Le gouvernement français annonce, à grand renfort de publicité, la destruction imminente de la « jungle de Calais ». Les élections présidentielles approchent et l’extrême droite n’a même plus besoin de faire campagne : ses idées racistes d’exclusion et de déshumanisation de « l’autre », sont reprises par la droite et par le gouvernement dit « socialiste ». Les médias font leur part de ce sale travail en racontant, non pas les souffrances des habitants de la « jungle », mais celles des riverains, frappés par la crise et le chômage et qui ont trouvé le bouc émissaire à haïr : l’étranger que l’on est prêt à parquer n’importe où, mais pas « chez nous ».

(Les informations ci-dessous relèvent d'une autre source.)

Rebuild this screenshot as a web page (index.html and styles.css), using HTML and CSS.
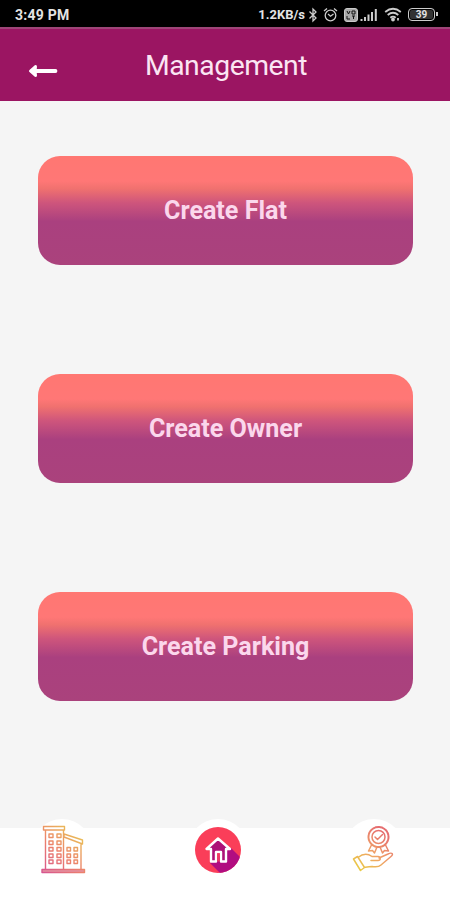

Sarkozy avait « déménagé » Sangatte, Cazeneuve, Valls et Hollande vont déménager Calais. Ils n’ont certes pas les bus parisiens, le Vel d’hiv ou Drancy pour se débarrasser définitivement de ces 10.000 êtres humains privés d’humanité. Mais ils vont tout faire pour leur rendre la vie impossible, pour les forcer à partir. Où ? Peu importe, pas « chez nous ».
Les camps, les proscrits, la chasse au rom ou au « métèque », qu’il soit réfugié, migrant ou sans papiers, ça complète une évolution très dangereuse de notre société qui stigmatise les musulmans, fabrique l’ennemi intérieur, pourchasse les syndicalistes, interdit ou met en cage les manifestations et garantit l’impunité aux policiers coupables de violences. Une société qui généralise l’enfermement.
Aujourd’hui, l’État français a reconnu sa responsabilité dans la déportation des Juifs de France et on célèbre la mémoire de celles et ceux qui, au péril de leur vie, sont venus en aide aux proscrits. À quoi bon ces célébrations quand la parole raciste se libère exactement comme pendant les années 30, qu’on enferme à nouveau des populations sur la base de leurs origines et qu’on punit celles et ceux qui les aident.
« Ce n’est pas de notre faute » diront certains. D’ailleurs les migrants de Calais veulent aller en Angleterre, « c’est la faute des Anglais ». Comme si les patrons français n’étaient jamais allés chercher une main d’œuvre taillable et corvéable à merci afin d’augmenter leurs profits. À Calais, il y a des Afghans, des Irakiens, des Libyens. C’est bien sûr en rapport avec les guerres occidentales menées dans ces pays et qui ont achevé de détruire les structures sociales. À Calais, il y a des Syriens. Non seulement, on les a abandonnés mais on viole de façon flagrante le droit des réfugiés en refusant de les accueillir dignement. Ça rappelle le refus unanime d’accueillir les Juifs à la conférence d’Évian en 1938. On connaît la suite.
Au moment de la visite de Cazeneuve à Calais annonciatrice de l’arrivée des bulldozers, un coup d’État se déroulait au Gabon. Aucun rapport ? Si. L’association Survie nous l’explique dans sa déclaration : toutes les forces de sécurité sont équipées et formées par la France. Le conseiller à la sécurité est français. Il y a des centaines de militaires français sur place. Ce sont des multinationales françaises qui exploitent les ressources naturelles et la fortune amassée par les Bongo père et fils est en France. Dans quelques mois, il y aura des Gabonais à Calais ou dans le camp qui aura été reconstruit à la place.
À l’UJFP, nous gardons le souvenir douloureux de tout ce qu’a produit le racisme, le colonialisme, le mépris, la déshumanisation, l’exclusion de l’état de droit ou l’enfermement. À rebours du pire que nous voyons monter, nous nous battrons avec d’autres pour que ce monde de camps et de haine ne soit pas le seul horizon possible. Nous lui opposerons sans relâche des valeurs de respect, d’égalité, de partage, d’humanité, d’enrichissement mutuel et de solidarité.